Ṣāliḥ Salīm must have wondered what on Earth could have been of interest in this flat, rocky wasteland. But Claire was clearly delighted to have spent the best part of a day looking for this special spot. Apart from a few hills in the distance to the South, there was nothing particular to see in any direction. We had just enough light to take the pictures (the moon is clearly visible to the East), but unfortunately no time to explore the area further, visit `Aqaba, or drive to the edge of Jabal Thamriy to see what must be awesome views during sunset. We had to get back down before the sun set. The only other snap we have that came out was of Wādiy Jirdhān on the way down the mountain, just before dark.

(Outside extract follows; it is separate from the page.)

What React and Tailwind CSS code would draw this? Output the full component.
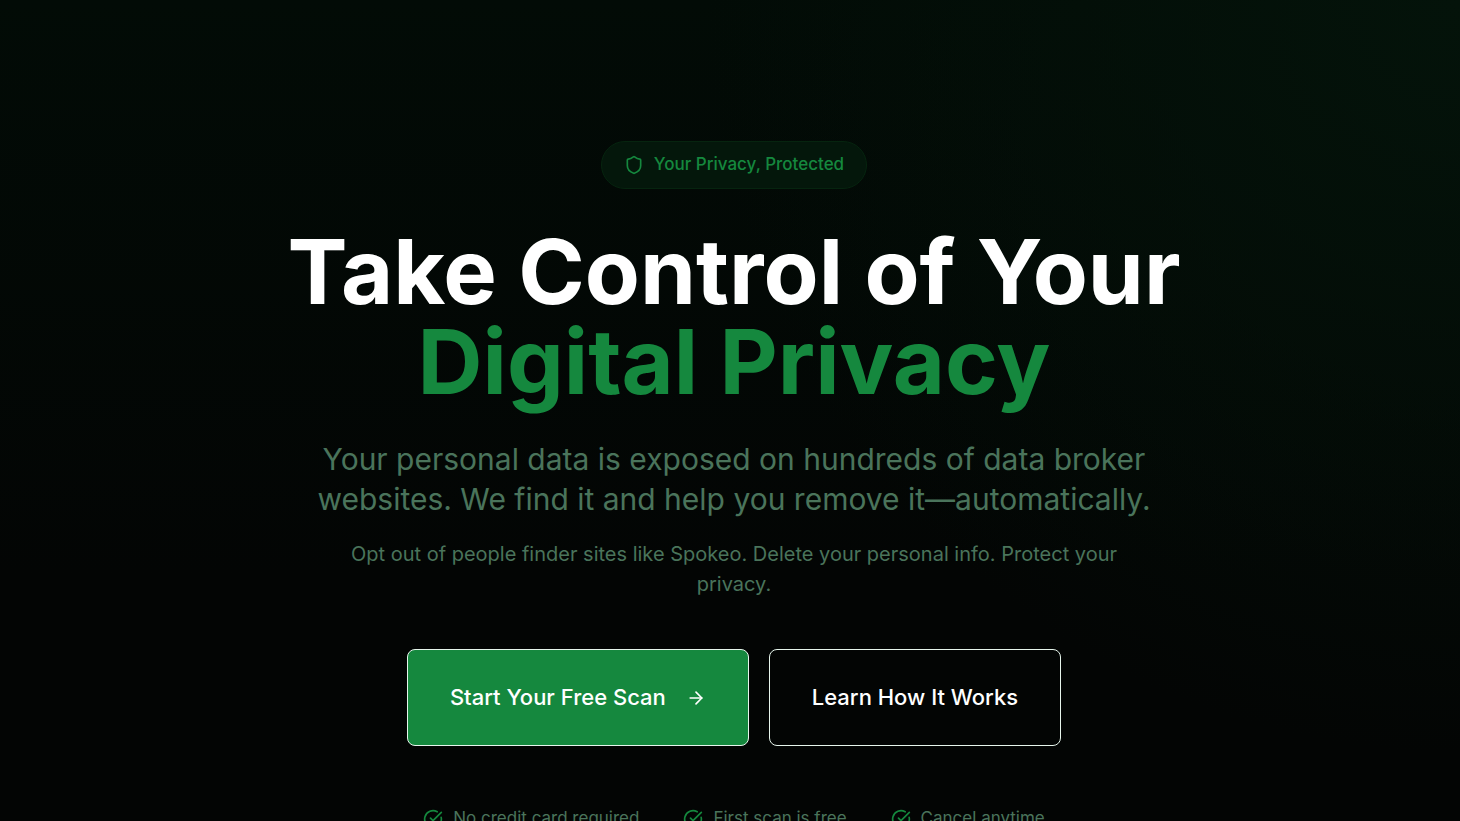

Despite being pleased by getting to the point, I still consider it a terrible shame that such a beautiful area is represented almost solely by our dark pictures of Jabal Thamriy's plateau wasteland!
We considered camping in the wādiy, but the tribal chaps seemed keen to get back to their homes in `Atāq, which was fair enough considering the bizarre adventure we'd just put them through. We had to drive much more slowly back out of the wādiy because it was night, but rejoined the asphalt after about 45 minutes. We paused for a quick stop at Naṣr's Bedu camp to meet his young son (and Britain-loving, elderly father), where we drank fresh camel milk before continuing on to `Atāq, where we would stay the night. The next day would be one of further (non-DCP) adventuring in Šabwa and we sorely needed our sleep.
Notes: Phil Boyle and Claire Halperin work at the British embassies in Ṣan`ā' and Cairo, respectively. For more information on confluence hunting in Yemen, please see the report for 15N 49E. Those wishing to visit Yemen should consult the travel advice of the UK Foreign and Commonwealth Office, or the advice of their own Ministry of Foreign Affairs.